**COLLECTED DATA**
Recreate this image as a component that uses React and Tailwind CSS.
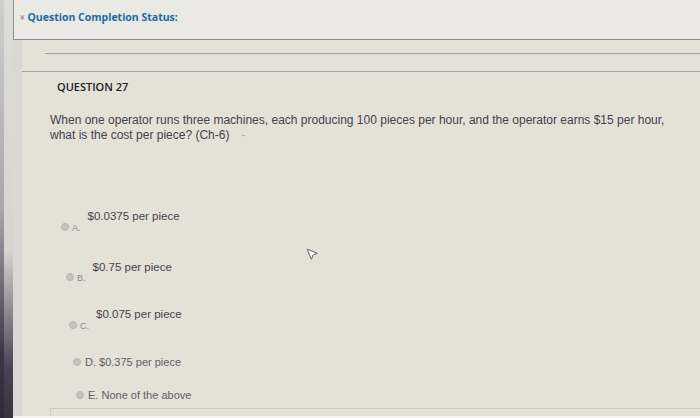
import { MousePointer2 } from 'lucide-react';

// Blackboard-style test page: completion status header, question stem and choices A–E.
const options = [
  { key: 'A.', text: '$0.0375 per piece', pad: 'pl-[39px]', top: 'mt-[76px]', split: true },
  { key: 'B.', text: '$0.75 per piece', pad: 'pl-[44px]', top: 'mt-[39px]', split: true },
  { key: 'C.', text: '$0.075 per piece', pad: 'pl-[47px]', top: 'mt-[36px]', split: true },
  { key: 'D.', text: '$0.375 per piece', pad: 'pl-[51px]', top: 'mt-[28px]', split: false },
  { key: 'E.', text: 'None of the above', pad: 'pl-[54px]', top: 'mt-[22px]', split: false },
];

function Radio() {
  return <span className="inline-block w-[8px] h-[8px] rounded-full bg-[#c4c3c0] border border-[#b9b8b4] shrink-0" />;
}

function Option({ o }) {
  if (o.split) {
    return (
      <div className={`flex items-end ${o.pad} ${o.top}`}>
        <Radio />
        <span className="ml-[3px] text-[9px] leading-none text-[#8a8a90] translate-y-[2px]">{o.key}</span>
        <span className="ml-[7px] text-[11.5px] leading-none text-[#45454d] -translate-y-[8px]">{o.text}</span>
      </div>
    );
  }
  return (
    <div className={`flex items-center ${o.pad} ${o.top}`}>
      <Radio />
      <span className="ml-[4px] text-[11px] leading-none text-[#606067]">
        {o.key} {o.text}
      </span>
    </div>
  );
}

export default function App() {
  return (
    <div
      className="w-[700px] h-[418px] overflow-hidden relative flex bg-[linear-gradient(180deg,#e9e7e1_0%,#e6e3d9_45%,#dcd8cc_75%,#cfcbbf_100%)]"
      style={{ fontFamily: '"Liberation Sans", Arial, sans-serif' }}
    >
      {/* screen bezel on the left */}
      <div className="w-[4px] shrink-0 bg-[linear-gradient(180deg,#cfcfcf_0%,#a9a6aa_50%,#3b3546_85%,#2f2a3a_100%)]" />
      <div className="w-[9px] shrink-0 bg-[linear-gradient(180deg,#dcdcd8_0%,#d6d4cf_60%,#4a4452_88%,#39333f_100%)]" />

      <div className="flex-1 flex flex-col min-w-0">
        {/* header */}
        <div className="h-[40px] shrink-0 border-l border-b border-[#8f8e99] flex items-start pt-[10px] pl-[6px] bg-[#ebe9e4]">
          <span className="text-[8px] text-[#8b8a94] mr-[3px] mt-[2px]">¥</span>
          <span
            className="text-[10.5px] font-bold text-[#1b6ba6]"
            style={{ fontFamily: '"Open Sans", "Noto Sans", sans-serif' }}
          >
            Question Completion Status:
          </span>
        </div>

        <div className="flex flex-1 min-h-0">
          <div className="w-[9px] shrink-0 bg-[#d9d8d2]" />
          <div className="flex-1 flex flex-col min-w-0 bg-[#e4e1d6]">
            <div className="h-[13px] shrink-0" />
            <div className="ml-[23px] border-t border-[#a09fae]" />
            <div className="h-[17px] shrink-0" />
            <div className="border-t border-[#a3a2b0]" />

            <div className="relative flex-1 flex flex-col">
              <div
                className="pl-[35px] pt-[9px] text-[11px] font-semibold text-[#222226] leading-none"
                style={{ fontFamily: '"Open Sans", "Noto Sans", sans-serif' }}
              >
                QUESTION 27
              </div>

              <p className="pl-[28px] pt-[21px] pr-[20px] text-[12px] leading-[15px] text-[#43434b]">
                When one operator runs three machines, each producing 100 pieces per hour, and the operator earns $15 per hour,
                <br />
                what is the cost per piece? (Ch-6)
                <span className="ml-[12px] text-[#a9a8b0]">-</span>
              </p>

              {options.map((o) => (
                <Option key={o.key} o={o} />
              ))}

              <div className="ml-[28px] mt-auto h-[8px] border-t border-l border-[#cfccc2]" />

              <MousePointer2
                size={14}
                strokeWidth={1.6}
                className="absolute left-[283px] top-[175px] text-[#55555c] fill-white"
              />
            </div>
          </div>
        </div>
        <div className="h-[2px] shrink-0 bg-[#f4f3f0]" />
      </div>
    </div>
  );
}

**TO BE DONE**
Please write out all the data again word for word, but not the pictures.

**RESULT**
Recreate this image as a component that uses React and Tailwind CSS.
import { MousePointer2 } from 'lucide-react';

// Blackboard-style test page: completion status header, question stem and choices A–E.
const options = [
  { key: 'A.', text: '$0.0375 per piece', pad: 'pl-[39px]', top: 'mt-[76px]', split: true },
  { key: 'B.', text: '$0.75 per piece', pad: 'pl-[44px]', top: 'mt-[39px]', split: true },
  { key: 'C.', text: '$0.075 per piece', pad: 'pl-[47px]', top: 'mt-[36px]', split: true },
  { key: 'D.', text: '$0.375 per piece', pad: 'pl-[51px]', top: 'mt-[28px]', split: false },
  { key: 'E.', text: 'None of the above', pad: 'pl-[54px]', top: 'mt-[22px]', split: false },
];

function Radio() {
  return <span className="inline-block w-[8px] h-[8px] rounded-full bg-[#c4c3c0] border border-[#b9b8b4] shrink-0" />;
}

function Option({ o }) {
  if (o.split) {
    return (
      <div className={`flex items-end ${o.pad} ${o.top}`}>
        <Radio />
        <span className="ml-[3px] text-[9px] leading-none text-[#8a8a90] translate-y-[2px]">{o.key}</span>
        <span className="ml-[7px] text-[11.5px] leading-none text-[#45454d] -translate-y-[8px]">{o.text}</span>
      </div>
    );
  }
  return (
    <div className={`flex items-center ${o.pad} ${o.top}`}>
      <Radio />
      <span className="ml-[4px] text-[11px] leading-none text-[#606067]">
        {o.key} {o.text}
      </span>
    </div>
  );
}

export default function App() {
  return (
    <div
      className="w-[700px] h-[418px] overflow-hidden relative flex bg-[linear-gradient(180deg,#e9e7e1_0%,#e6e3d9_45%,#dcd8cc_75%,#cfcbbf_100%)]"
      style={{ fontFamily: '"Liberation Sans", Arial, sans-serif' }}
    >
      {/* screen bezel on the left */}
      <div className="w-[4px] shrink-0 bg-[linear-gradient(180deg,#cfcfcf_0%,#a9a6aa_50%,#3b3546_85%,#2f2a3a_100%)]" />
      <div className="w-[9px] shrink-0 bg-[linear-gradient(180deg,#dcdcd8_0%,#d6d4cf_60%,#4a4452_88%,#39333f_100%)]" />

      <div className="flex-1 flex flex-col min-w-0">
        {/* header */}
        <div className="h-[40px] shrink-0 border-l border-b border-[#8f8e99] flex items-start pt-[10px] pl-[6px] bg-[#ebe9e4]">
          <span className="text-[8px] text-[#8b8a94] mr-[3px] mt-[2px]">¥</span>
          <span
            className="text-[10.5px] font-bold text-[#1b6ba6]"
            style={{ fontFamily: '"Open Sans", "Noto Sans", sans-serif' }}
          >
            Question Completion Status:
          </span>
        </div>

        <div className="flex flex-1 min-h-0">
          <div className="w-[9px] shrink-0 bg-[#d9d8d2]" />
          <div className="flex-1 flex flex-col min-w-0 bg-[#e4e1d6]">
            <div className="h-[13px] shrink-0" />
            <div className="ml-[23px] border-t border-[#a09fae]" />
            <div className="h-[17px] shrink-0" />
            <div className="border-t border-[#a3a2b0]" />

            <div className="relative flex-1 flex flex-col">
              <div
                className="pl-[35px] pt-[9px] text-[11px] font-semibold text-[#222226] leading-none"
                style={{ fontFamily: '"Open Sans", "Noto Sans", sans-serif' }}
              >
                QUESTION 27
              </div>

              <p className="pl-[28px] pt-[21px] pr-[20px] text-[12px] leading-[15px] text-[#43434b]">
                When one operator runs three machines, each producing 100 pieces per hour, and the operator earns $15 per hour,
                <br />
                what is the cost per piece? (Ch-6)
                <span className="ml-[12px] text-[#a9a8b0]">-</span>
              </p>

              {options.map((o) => (
                <Option key={o.key} o={o} />
              ))}

              <div className="ml-[28px] mt-auto h-[8px] border-t border-l border-[#cfccc2]" />

              <MousePointer2
                size={14}
                strokeWidth={1.6}
                className="absolute left-[283px] top-[175px] text-[#55555c] fill-white"
              />
            </div>
          </div>
        </div>
        <div className="h-[2px] shrink-0 bg-[#f4f3f0]" />
      </div>
    </div>
  );
}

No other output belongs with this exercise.